Locate all lines with the word "this". Copy them.

→ **RECORDS SHOWN**:

-*-*-

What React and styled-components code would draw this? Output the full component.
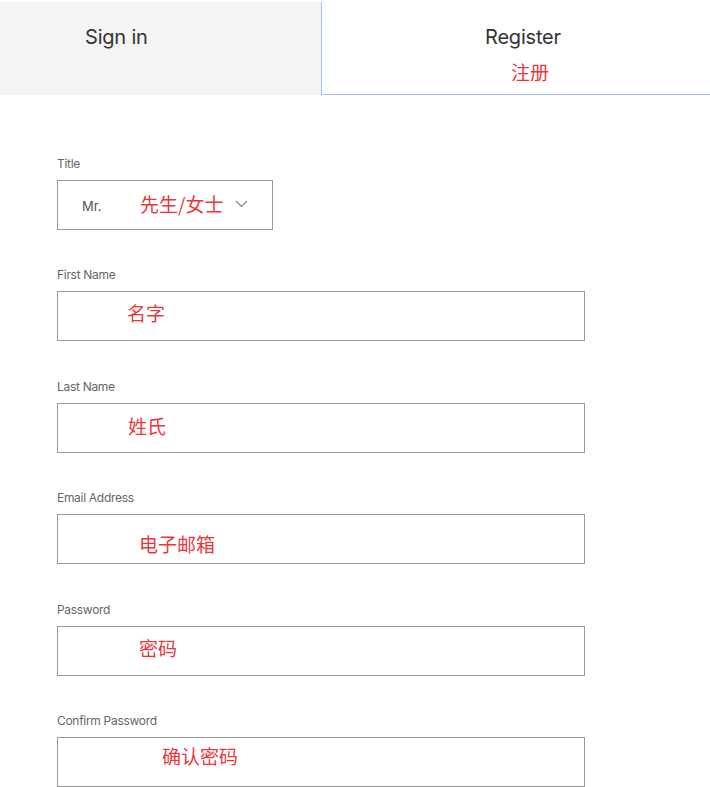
import React from 'react';
import styled, { createGlobalStyle } from 'styled-components';

const GlobalStyle = createGlobalStyle`
    body {
        margin: 0;
        background: #fff;
        font-family: Inter, "Liberation Sans", "Noto Sans CJK SC", sans-serif;
    }
`;

const fields = [
    { label: 'First Name', note: '名字', indent: 69, top: 8 },
    { label: 'Last Name', note: '姓氏', indent: 70, top: 9 },
    { label: 'Email Address', note: '电子邮箱', indent: 81, top: 16 },
    { label: 'Password', note: '密码', indent: 81, top: 8 },
    { label: 'Confirm Password', note: '确认密码', indent: 104, top: 5 },
];

function App() {
    return (
        <Page>
            <GlobalStyle />
            <Tabs>
                <Tab>
                    <TabText>Sign in</TabText>
                </Tab>
                <ActiveTab>
                    <TabText>Register</TabText>
                    <Note $tab>注册</Note>
                </ActiveTab>
            </Tabs>
            <Form>
                <Field>
                    <Label>Title</Label>
                    <Select>
                        <SelectValue>Mr.</SelectValue>
                        <Note>先生/女士</Note>
                        <svg width="13" height="8" viewBox="0 0 13 8" style={{ marginLeft: 12 }}>
                            <polyline points="1,1 6.5,6.5 12,1" fill="none" stroke="#8a8079" strokeWidth="1.1" />
                        </svg>
                    </Select>
                </Field>
                {fields.map((f) => (
                    <Field key={f.label}>
                        <Label>{f.label}</Label>
                        <Input $indent={f.indent} $top={f.top}>
                            <Note>{f.note}</Note>
                        </Input>
                    </Field>
                ))}
            </Form>
        </Page>
    );
}

export default App;

const Page = styled.div`
    width: 710px;
    min-height: 787px;
    padding-top: 2px;
`;

const Tabs = styled.div`
    display: flex;
    height: 93px;
`;

const Tab = styled.div`
    width: 321px;
    background: #f4f4f4;
    padding: 22px 0 0 85px;
    box-sizing: border-box;
`;

const ActiveTab = styled.div`
    flex: 1;
    border-left: 1px solid #a8c2ee;
    border-bottom: 1px solid #a8c2ee;
    padding: 22px 0 0 163px;
    display: flex;
    flex-direction: column;
`;

const TabText = styled.div`
    font-size: 20px;
    line-height: 26px;
    color: #333;
    letter-spacing: -0.2px;
`;

const Note = styled.span`
    font-family: "Noto Sans CJK SC", sans-serif;
    font-size: 19px;
    line-height: 26px;
    color: #e8383d;
    margin: ${(p) => (p.$tab ? '9px 0 0 26px' : '0')};
`;

const Form = styled.div`
    padding: 61px 0 0 57px;
    display: flex;
    flex-direction: column;
    gap: 37.4px;
`;

const Field = styled.div`
    display: flex;
    flex-direction: column;
    gap: 8px;
`;

const Label = styled.div`
    font-size: 12px;
    line-height: 16px;
    color: #666;
    letter-spacing: -0.3px;
`;

const Select = styled.div`
    width: 216px;
    height: 50px;
    box-sizing: border-box;
    border: 1px solid #9a9a9a;
    display: flex;
    align-items: center;
    padding: 0 0 2px 24px;
`;

const SelectValue = styled.span`
    font-size: 13px;
    color: #555;
    width: 58px;
    margin-top: 4px;
`;

const Input = styled.div`
    width: 528px;
    height: 50px;
    box-sizing: border-box;
    border: 1px solid #9a9a9a;
    padding: ${(p) => p.$top}px 0 0 ${(p) => p.$indent}px;
`;
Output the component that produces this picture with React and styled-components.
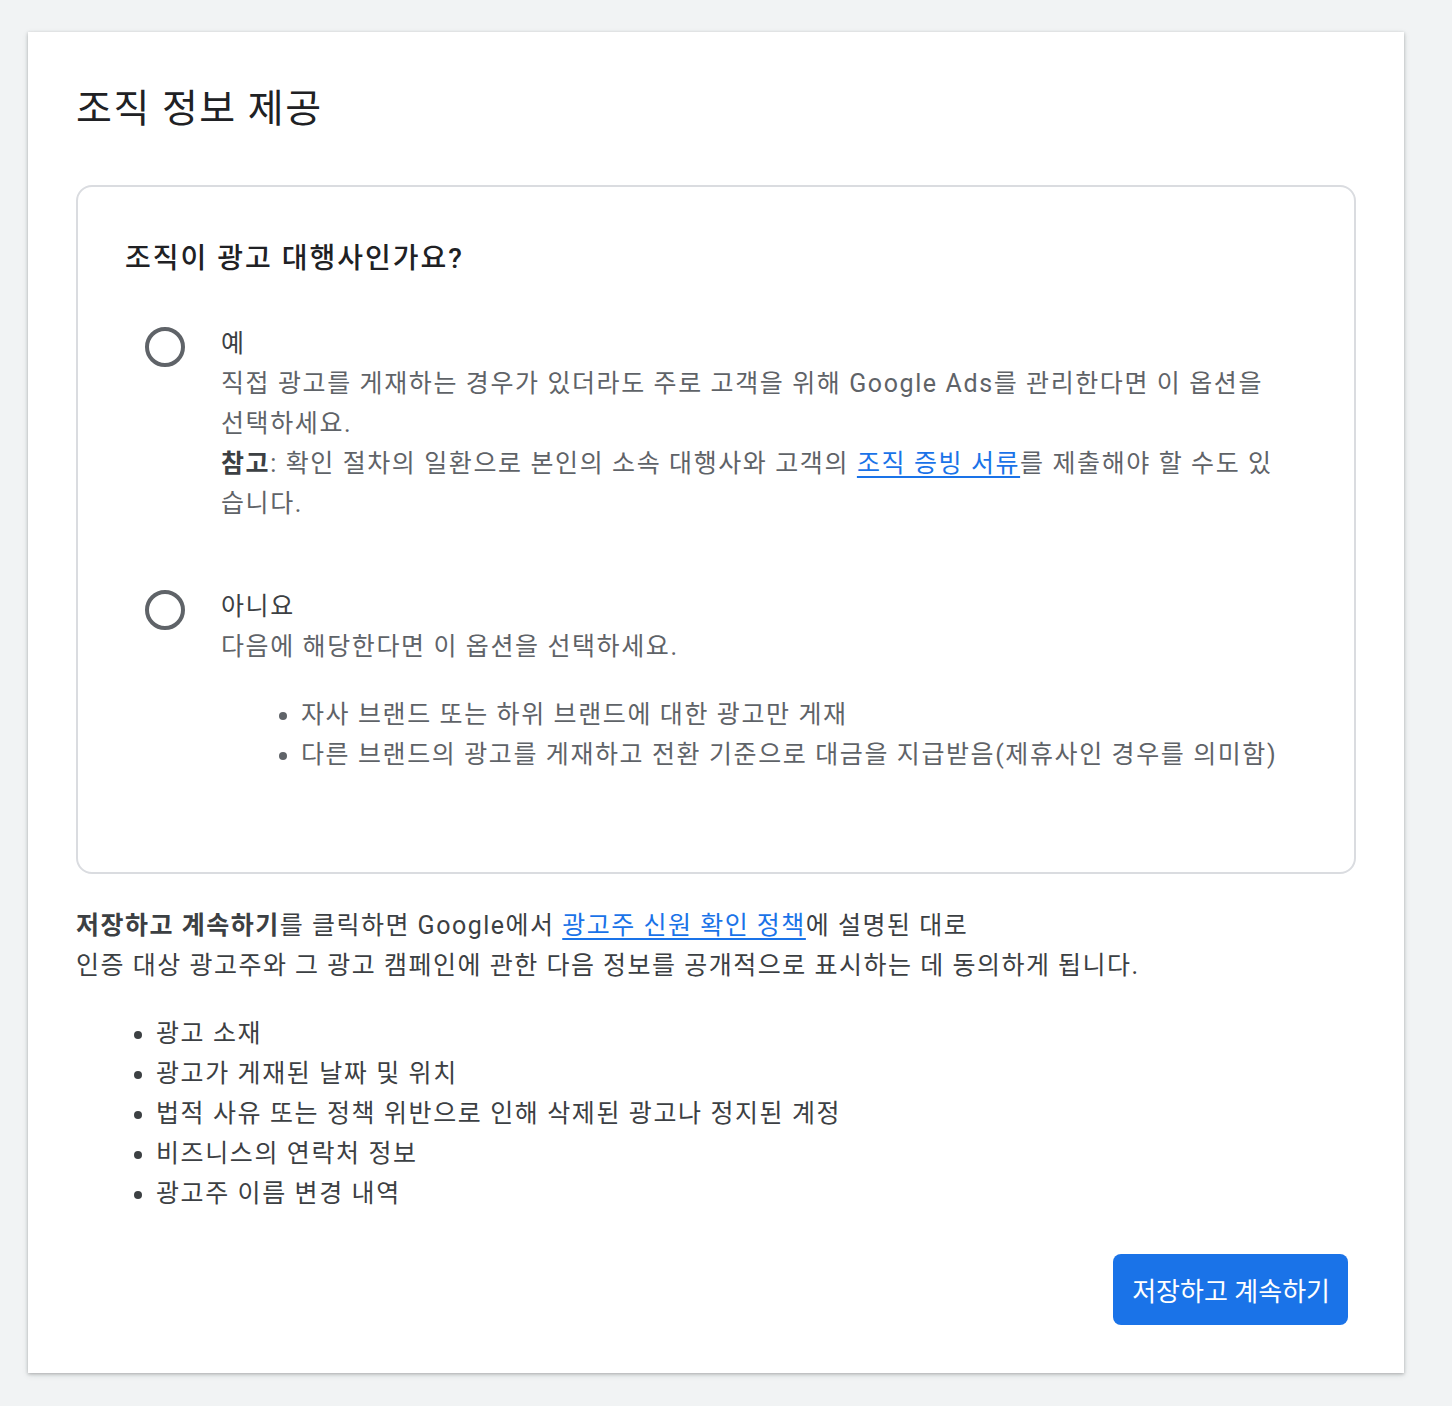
import React from "react";
import styled, { createGlobalStyle } from "styled-components";

const GlobalStyle = createGlobalStyle`
  html, body {
    margin: 0;
    padding: 0;
    background: #f1f3f4;
  }
  body {
    font-family: Roboto, "Noto Sans CJK KR", sans-serif;
    color: #3c4043;
    -webkit-font-smoothing: antialiased;
  }
`;

const Page = styled.div`
  padding: 32px 48px 33px 28px;
`;

const Card = styled.div`
  width: 1376px;
  box-sizing: border-box;
  background: #fff;
  padding: 51px 48px 48px;
  box-shadow: 0 1px 3px rgba(60, 64, 67, 0.3), 0 2px 6px rgba(60, 64, 67, 0.15);
  display: flex;
  flex-direction: column;
`;

const Title = styled.h1`
  margin: 0;
  font-size: 39px;
  line-height: 52px;
  letter-spacing: 1.5px;
  font-weight: 400;
  color: #202124;
`;

const Box = styled.div`
  margin-top: 50px;
  border: 2px solid #dadce0;
  border-radius: 16px;
  padding: 47px 47px 97px 47px;
`;

const Question = styled.h2`
  margin: 0 0 40px;
  font-size: 28px;
  line-height: 50px;
  letter-spacing: 2px;
  font-weight: 500;
  color: #202124;
`;

const Option = styled.div`
  display: flex;
  align-items: flex-start;
  gap: 16px;
  & + & {
    margin-top: 63px;
  }
`;

const RadioWrap = styled.div`
  width: 80px;
  flex: none;
  display: flex;
  justify-content: center;
  padding-top: 3px;
`;

const Radio = styled.span`
  width: 40px;
  height: 40px;
  box-sizing: border-box;
  border: 4px solid #5f6368;
  border-radius: 50%;
`;

const OptionBody = styled.div`
  width: 1063px;
  font-size: 25px;
  line-height: 40px;
  letter-spacing: 1.6px;
`;

const Label = styled.div`
  color: #3c4043;
`;

const Desc = styled.div`
  color: #5f6368;
`;

const Strong = styled.b`
  font-weight: 700;
  color: #3c4043;
`;

const Link = styled.a`
  color: #1a73e8;
  text-decoration: underline;
  text-underline-offset: 4px;
`;

const List = styled.ul`
  margin: 28px 0 0;
  padding-left: 80px;
  font-size: 25px;
  line-height: 40px;
  letter-spacing: 1.6px;
  color: ${(p) => p.$color || "#3c4043"};
`;

const Notice = styled.p`
  margin: 32px 0 0;
  font-size: 25px;
  line-height: 40px;
  letter-spacing: 1.5px;
  color: #3c4043;
`;

const Footer = styled.div`
  display: flex;
  justify-content: flex-end;
  margin-top: 40px;
  padding-right: 8px;
`;

const Button = styled.button`
  height: 71px;
  padding: 0 18px 0 19px;
  border: none;
  border-radius: 8px;
  background: #1a73e8;
  color: #fff;
  font-family: Roboto, "Noto Sans CJK KR", sans-serif;
  font-size: 26px;
  cursor: pointer;
`;

export default function App() {
  return (
    <>
      <GlobalStyle />
      <Page>
        <Card>
          <Title>조직 정보 제공</Title>
          <Box>
            <Question>조직이 광고 대행사인가요?</Question>
            <Option>
              <RadioWrap>
                <Radio />
              </RadioWrap>
              <OptionBody>
                <Label>예</Label>
                <Desc>
                  직접 광고를 게재하는 경우가 있더라도 주로 고객을 위해 Google Ads를 관리한다면 이 옵션을 선택하세요.
                </Desc>
                <Desc>
                  <Strong>참고</Strong>: 확인 절차의 일환으로 본인의 소속 대행사와 고객의{" "}
                  <Link href="#">조직 증빙 서류</Link>를 제출해야 할 수도 있습니다.
                </Desc>
              </OptionBody>
            </Option>
            <Option>
              <RadioWrap>
                <Radio />
              </RadioWrap>
              <OptionBody>
                <Label>아니요</Label>
                <Desc>다음에 해당한다면 이 옵션을 선택하세요.</Desc>
                <List $color="#5f6368">
                  <li>자사 브랜드 또는 하위 브랜드에 대한 광고만 게재</li>
                  <li>다른 브랜드의 광고를 게재하고 전환 기준으로 대금을 지급받음(제휴사인 경우를 의미함)</li>
                </List>
              </OptionBody>
            </Option>
          </Box>
          <Notice>
            <Strong>저장하고 계속하기</Strong>를 클릭하면 Google에서{" "}
            <Link href="#">광고주 신원 확인 정책</Link>에 설명된 대로
            <br />
            인증 대상 광고주와 그 광고 캠페인에 관한 다음 정보를 공개적으로 표시하는 데 동의하게 됩니다.
          </Notice>
          <List>
            <li>광고 소재</li>
            <li>광고가 게재된 날짜 및 위치</li>
            <li>법적 사유 또는 정책 위반으로 인해 삭제된 광고나 정지된 계정</li>
            <li>비즈니스의 연락처 정보</li>
            <li>광고주 이름 변경 내역</li>
          </List>
          <Footer>
            <Button>저장하고 계속하기</Button>
          </Footer>
        </Card>
      </Page>
    </>
  );
}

-*-*-

→ **ANSWER BELOW**:
What React and styled-components code would draw this? Output the full component.
Output the component that produces this picture with React and styled-components.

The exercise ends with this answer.